At this point I gave up the appearance that I had any control over using and gave up on trying to get clean whatsoever. I submitted to the idea that I was just going to be on drugs until I eventually died, and lost all hope. Those years of being homeless and on drugs were some of the worst, most traumatizing years of my life, but looking back, I truly believe experiencing the full pain of addiction was what I needed to know that I never wanted to touch substances again.


When I finally hit my rock bottom, I was having seizures everyday from overdosing, owned nothing but the clothes on my back, and hadn't talked to my daughter or family in over a year. I had been researching a long term, faith based program to go to, began praying, and somehow knew that God had bigger plans for my life if I would just trust in him. I had tried dozens of different treatment programs, but I stuck and I stayed with this one for all nine months and successfully graduated. While I was there I surrendered my life to God, asked him to take the desire to use away from me, took responsibility for my actions, and began the process of healing from the trauma that led to my addiction to begin with. 

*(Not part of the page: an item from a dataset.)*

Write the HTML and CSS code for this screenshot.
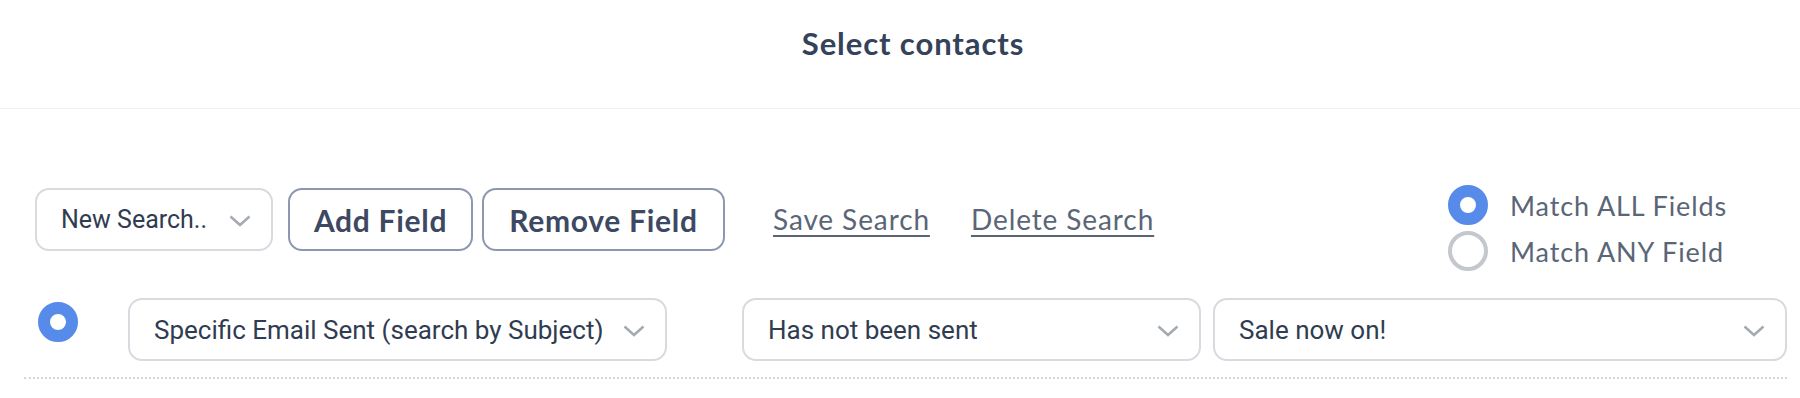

Today, I have been clean and sober for 5 years. It is no longer a daily battle or fight to try and stay clean. I have found so much purpose and feel grateful everyday for this amazing life I have been blessed with. My daughter and I have been reunited, and she gets to see me as the clean and sober mom she deserves. I am married to a wonderful man and also have a son who will never have to see his mom in addiction. The highlight of my life is getting to pour out and help other people get free from addiction. Not every day is easy, and it was a long hard journey to get to where I am today, but I have learned that as long as I remain humble, rely on God, and stay rooted in gratitude I will continue moving forward in the beautiful life I have now.